--- Begin Supplied material ---

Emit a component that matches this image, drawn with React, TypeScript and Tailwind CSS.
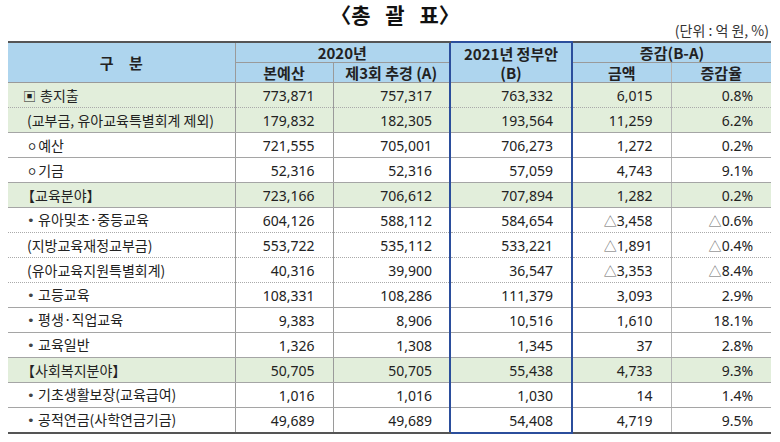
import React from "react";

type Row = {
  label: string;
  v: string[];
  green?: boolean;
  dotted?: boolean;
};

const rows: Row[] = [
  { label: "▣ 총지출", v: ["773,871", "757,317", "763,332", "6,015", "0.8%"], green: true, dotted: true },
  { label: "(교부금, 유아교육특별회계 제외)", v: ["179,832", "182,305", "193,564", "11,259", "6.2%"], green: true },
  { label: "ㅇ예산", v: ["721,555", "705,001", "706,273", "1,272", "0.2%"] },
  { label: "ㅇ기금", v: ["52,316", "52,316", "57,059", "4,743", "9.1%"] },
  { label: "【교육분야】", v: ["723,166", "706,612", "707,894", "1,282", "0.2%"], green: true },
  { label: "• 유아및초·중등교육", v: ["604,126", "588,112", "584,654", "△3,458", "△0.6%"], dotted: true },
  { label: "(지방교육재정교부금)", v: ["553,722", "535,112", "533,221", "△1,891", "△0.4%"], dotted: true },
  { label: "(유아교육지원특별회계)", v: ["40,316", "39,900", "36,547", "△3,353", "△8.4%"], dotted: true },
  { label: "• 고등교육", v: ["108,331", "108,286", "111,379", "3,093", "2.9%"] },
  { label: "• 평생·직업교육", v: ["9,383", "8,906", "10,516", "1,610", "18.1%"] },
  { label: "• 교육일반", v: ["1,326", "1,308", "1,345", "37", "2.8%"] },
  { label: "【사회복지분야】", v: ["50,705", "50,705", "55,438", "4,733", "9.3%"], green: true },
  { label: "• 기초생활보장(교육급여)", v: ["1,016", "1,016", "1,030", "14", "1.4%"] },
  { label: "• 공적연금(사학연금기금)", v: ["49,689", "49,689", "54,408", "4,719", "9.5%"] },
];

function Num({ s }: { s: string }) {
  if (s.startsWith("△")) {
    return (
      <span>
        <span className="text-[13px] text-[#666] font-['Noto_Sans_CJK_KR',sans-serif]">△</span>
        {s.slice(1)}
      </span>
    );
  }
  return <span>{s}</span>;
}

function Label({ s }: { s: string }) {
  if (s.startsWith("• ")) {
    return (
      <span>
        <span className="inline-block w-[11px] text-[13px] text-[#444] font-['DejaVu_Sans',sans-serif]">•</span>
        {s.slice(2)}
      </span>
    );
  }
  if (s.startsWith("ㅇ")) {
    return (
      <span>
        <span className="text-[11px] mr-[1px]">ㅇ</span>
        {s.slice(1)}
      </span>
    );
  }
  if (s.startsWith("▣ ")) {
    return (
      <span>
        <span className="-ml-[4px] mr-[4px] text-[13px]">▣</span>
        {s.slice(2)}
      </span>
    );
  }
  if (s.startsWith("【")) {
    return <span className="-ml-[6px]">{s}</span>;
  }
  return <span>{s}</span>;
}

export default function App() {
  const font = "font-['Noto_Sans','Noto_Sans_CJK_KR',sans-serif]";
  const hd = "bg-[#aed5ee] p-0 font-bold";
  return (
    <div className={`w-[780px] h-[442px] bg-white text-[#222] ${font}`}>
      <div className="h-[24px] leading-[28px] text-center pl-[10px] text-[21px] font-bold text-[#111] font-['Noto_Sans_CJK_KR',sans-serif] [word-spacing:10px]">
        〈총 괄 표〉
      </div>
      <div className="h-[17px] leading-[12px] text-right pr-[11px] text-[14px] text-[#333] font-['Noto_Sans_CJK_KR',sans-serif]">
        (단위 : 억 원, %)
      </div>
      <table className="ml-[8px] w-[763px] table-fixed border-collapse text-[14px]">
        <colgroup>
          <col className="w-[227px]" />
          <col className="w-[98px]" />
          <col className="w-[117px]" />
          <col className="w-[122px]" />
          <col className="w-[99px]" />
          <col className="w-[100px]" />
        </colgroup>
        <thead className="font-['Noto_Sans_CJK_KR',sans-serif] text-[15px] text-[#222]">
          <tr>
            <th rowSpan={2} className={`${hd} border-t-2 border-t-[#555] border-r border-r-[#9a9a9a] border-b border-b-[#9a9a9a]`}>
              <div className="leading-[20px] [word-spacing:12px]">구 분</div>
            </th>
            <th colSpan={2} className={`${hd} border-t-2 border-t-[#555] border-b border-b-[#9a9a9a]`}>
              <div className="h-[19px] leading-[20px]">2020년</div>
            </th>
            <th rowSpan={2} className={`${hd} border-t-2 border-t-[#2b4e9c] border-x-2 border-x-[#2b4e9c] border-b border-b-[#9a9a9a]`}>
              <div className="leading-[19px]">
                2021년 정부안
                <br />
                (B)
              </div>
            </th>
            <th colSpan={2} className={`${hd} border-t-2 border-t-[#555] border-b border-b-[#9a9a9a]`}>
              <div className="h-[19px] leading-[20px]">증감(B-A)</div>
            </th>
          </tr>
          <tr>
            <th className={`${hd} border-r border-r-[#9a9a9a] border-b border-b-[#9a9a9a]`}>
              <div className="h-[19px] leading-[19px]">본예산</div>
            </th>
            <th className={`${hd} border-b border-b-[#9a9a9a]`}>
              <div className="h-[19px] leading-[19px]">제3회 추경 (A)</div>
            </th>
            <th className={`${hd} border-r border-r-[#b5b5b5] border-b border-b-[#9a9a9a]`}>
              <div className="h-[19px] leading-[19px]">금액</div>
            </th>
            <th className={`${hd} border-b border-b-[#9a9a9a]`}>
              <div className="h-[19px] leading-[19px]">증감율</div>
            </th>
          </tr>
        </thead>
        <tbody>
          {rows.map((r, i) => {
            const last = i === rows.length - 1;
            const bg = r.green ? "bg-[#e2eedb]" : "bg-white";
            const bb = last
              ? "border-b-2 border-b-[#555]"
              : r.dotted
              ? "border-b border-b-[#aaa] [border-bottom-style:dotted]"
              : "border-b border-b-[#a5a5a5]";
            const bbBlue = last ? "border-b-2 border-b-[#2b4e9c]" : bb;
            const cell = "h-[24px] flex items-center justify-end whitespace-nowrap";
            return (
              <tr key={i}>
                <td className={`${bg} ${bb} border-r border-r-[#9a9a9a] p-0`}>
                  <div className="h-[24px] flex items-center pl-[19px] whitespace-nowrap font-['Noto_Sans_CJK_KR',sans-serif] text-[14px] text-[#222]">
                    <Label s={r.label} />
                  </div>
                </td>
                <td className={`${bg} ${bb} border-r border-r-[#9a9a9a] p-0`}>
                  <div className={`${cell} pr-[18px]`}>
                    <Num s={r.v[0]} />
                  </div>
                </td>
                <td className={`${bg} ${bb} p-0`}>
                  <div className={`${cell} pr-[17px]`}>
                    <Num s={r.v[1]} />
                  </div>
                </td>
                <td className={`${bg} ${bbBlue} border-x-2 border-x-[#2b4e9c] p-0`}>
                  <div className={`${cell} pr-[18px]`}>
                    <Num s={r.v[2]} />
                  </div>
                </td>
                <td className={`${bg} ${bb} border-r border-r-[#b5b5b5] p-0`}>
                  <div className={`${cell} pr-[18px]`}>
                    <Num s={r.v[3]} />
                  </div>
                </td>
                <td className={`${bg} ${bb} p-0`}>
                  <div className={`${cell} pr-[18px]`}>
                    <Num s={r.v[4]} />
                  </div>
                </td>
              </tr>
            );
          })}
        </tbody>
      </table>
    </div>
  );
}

--- End Supplied material ---

- [Given task] The pictures should not be reproduced; quote all of the other material exactly.

- [Reply to the task]
Emit a component that matches this image, drawn with React, TypeScript and Tailwind CSS.
import React from "react";

type Row = {
  label: string;
  v: string[];
  green?: boolean;
  dotted?: boolean;
};

const rows: Row[] = [
  { label: "▣ 총지출", v: ["773,871", "757,317", "763,332", "6,015", "0.8%"], green: true, dotted: true },
  { label: "(교부금, 유아교육특별회계 제외)", v: ["179,832", "182,305", "193,564", "11,259", "6.2%"], green: true },
  { label: "ㅇ예산", v: ["721,555", "705,001", "706,273", "1,272", "0.2%"] },
  { label: "ㅇ기금", v: ["52,316", "52,316", "57,059", "4,743", "9.1%"] },
  { label: "【교육분야】", v: ["723,166", "706,612", "707,894", "1,282", "0.2%"], green: true },
  { label: "• 유아및초·중등교육", v: ["604,126", "588,112", "584,654", "△3,458", "△0.6%"], dotted: true },
  { label: "(지방교육재정교부금)", v: ["553,722", "535,112", "533,221", "△1,891", "△0.4%"], dotted: true },
  { label: "(유아교육지원특별회계)", v: ["40,316", "39,900", "36,547", "△3,353", "△8.4%"], dotted: true },
  { label: "• 고등교육", v: ["108,331", "108,286", "111,379", "3,093", "2.9%"] },
  { label: "• 평생·직업교육", v: ["9,383", "8,906", "10,516", "1,610", "18.1%"] },
  { label: "• 교육일반", v: ["1,326", "1,308", "1,345", "37", "2.8%"] },
  { label: "【사회복지분야】", v: ["50,705", "50,705", "55,438", "4,733", "9.3%"], green: true },
  { label: "• 기초생활보장(교육급여)", v: ["1,016", "1,016", "1,030", "14", "1.4%"] },
  { label: "• 공적연금(사학연금기금)", v: ["49,689", "49,689", "54,408", "4,719", "9.5%"] },
];

function Num({ s }: { s: string }) {
  if (s.startsWith("△")) {
    return (
      <span>
        <span className="text-[13px] text-[#666] font-['Noto_Sans_CJK_KR',sans-serif]">△</span>
        {s.slice(1)}
      </span>
    );
  }
  return <span>{s}</span>;
}

function Label({ s }: { s: string }) {
  if (s.startsWith("• ")) {
    return (
      <span>
        <span className="inline-block w-[11px] text-[13px] text-[#444] font-['DejaVu_Sans',sans-serif]">•</span>
        {s.slice(2)}
      </span>
    );
  }
  if (s.startsWith("ㅇ")) {
    return (
      <span>
        <span className="text-[11px] mr-[1px]">ㅇ</span>
        {s.slice(1)}
      </span>
    );
  }
  if (s.startsWith("▣ ")) {
    return (
      <span>
        <span className="-ml-[4px] mr-[4px] text-[13px]">▣</span>
        {s.slice(2)}
      </span>
    );
  }
  if (s.startsWith("【")) {
    return <span className="-ml-[6px]">{s}</span>;
  }
  return <span>{s}</span>;
}

export default function App() {
  const font = "font-['Noto_Sans','Noto_Sans_CJK_KR',sans-serif]";
  const hd = "bg-[#aed5ee] p-0 font-bold";
  return (
    <div className={`w-[780px] h-[442px] bg-white text-[#222] ${font}`}>
      <div className="h-[24px] leading-[28px] text-center pl-[10px] text-[21px] font-bold text-[#111] font-['Noto_Sans_CJK_KR',sans-serif] [word-spacing:10px]">
        〈총 괄 표〉
      </div>
      <div className="h-[17px] leading-[12px] text-right pr-[11px] text-[14px] text-[#333] font-['Noto_Sans_CJK_KR',sans-serif]">
        (단위 : 억 원, %)
      </div>
      <table className="ml-[8px] w-[763px] table-fixed border-collapse text-[14px]">
        <colgroup>
          <col className="w-[227px]" />
          <col className="w-[98px]" />
          <col className="w-[117px]" />
          <col className="w-[122px]" />
          <col className="w-[99px]" />
          <col className="w-[100px]" />
        </colgroup>
        <thead className="font-['Noto_Sans_CJK_KR',sans-serif] text-[15px] text-[#222]">
          <tr>
            <th rowSpan={2} className={`${hd} border-t-2 border-t-[#555] border-r border-r-[#9a9a9a] border-b border-b-[#9a9a9a]`}>
              <div className="leading-[20px] [word-spacing:12px]">구 분</div>
            </th>
            <th colSpan={2} className={`${hd} border-t-2 border-t-[#555] border-b border-b-[#9a9a9a]`}>
              <div className="h-[19px] leading-[20px]">2020년</div>
            </th>
            <th rowSpan={2} className={`${hd} border-t-2 border-t-[#2b4e9c] border-x-2 border-x-[#2b4e9c] border-b border-b-[#9a9a9a]`}>
              <div className="leading-[19px]">
                2021년 정부안
                <br />
                (B)
              </div>
            </th>
            <th colSpan={2} className={`${hd} border-t-2 border-t-[#555] border-b border-b-[#9a9a9a]`}>
              <div className="h-[19px] leading-[20px]">증감(B-A)</div>
            </th>
          </tr>
          <tr>
            <th className={`${hd} border-r border-r-[#9a9a9a] border-b border-b-[#9a9a9a]`}>
              <div className="h-[19px] leading-[19px]">본예산</div>
            </th>
            <th className={`${hd} border-b border-b-[#9a9a9a]`}>
              <div className="h-[19px] leading-[19px]">제3회 추경 (A)</div>
            </th>
            <th className={`${hd} border-r border-r-[#b5b5b5] border-b border-b-[#9a9a9a]`}>
              <div className="h-[19px] leading-[19px]">금액</div>
            </th>
            <th className={`${hd} border-b border-b-[#9a9a9a]`}>
              <div className="h-[19px] leading-[19px]">증감율</div>
            </th>
          </tr>
        </thead>
        <tbody>
          {rows.map((r, i) => {
            const last = i === rows.length - 1;
            const bg = r.green ? "bg-[#e2eedb]" : "bg-white";
            const bb = last
              ? "border-b-2 border-b-[#555]"
              : r.dotted
              ? "border-b border-b-[#aaa] [border-bottom-style:dotted]"
              : "border-b border-b-[#a5a5a5]";
            const bbBlue = last ? "border-b-2 border-b-[#2b4e9c]" : bb;
            const cell = "h-[24px] flex items-center justify-end whitespace-nowrap";
            return (
              <tr key={i}>
                <td className={`${bg} ${bb} border-r border-r-[#9a9a9a] p-0`}>
                  <div className="h-[24px] flex items-center pl-[19px] whitespace-nowrap font-['Noto_Sans_CJK_KR',sans-serif] text-[14px] text-[#222]">
                    <Label s={r.label} />
                  </div>
                </td>
                <td className={`${bg} ${bb} border-r border-r-[#9a9a9a] p-0`}>
                  <div className={`${cell} pr-[18px]`}>
                    <Num s={r.v[0]} />
                  </div>
                </td>
                <td className={`${bg} ${bb} p-0`}>
                  <div className={`${cell} pr-[17px]`}>
                    <Num s={r.v[1]} />
                  </div>
                </td>
                <td className={`${bg} ${bbBlue} border-x-2 border-x-[#2b4e9c] p-0`}>
                  <div className={`${cell} pr-[18px]`}>
                    <Num s={r.v[2]} />
                  </div>
                </td>
                <td className={`${bg} ${bb} border-r border-r-[#b5b5b5] p-0`}>
                  <div className={`${cell} pr-[18px]`}>
                    <Num s={r.v[3]} />
                  </div>
                </td>
                <td className={`${bg} ${bb} p-0`}>
                  <div className={`${cell} pr-[18px]`}>
                    <Num s={r.v[4]} />
                  </div>
                </td>
              </tr>
            );
          })}
        </tbody>
      </table>
    </div>
  );
}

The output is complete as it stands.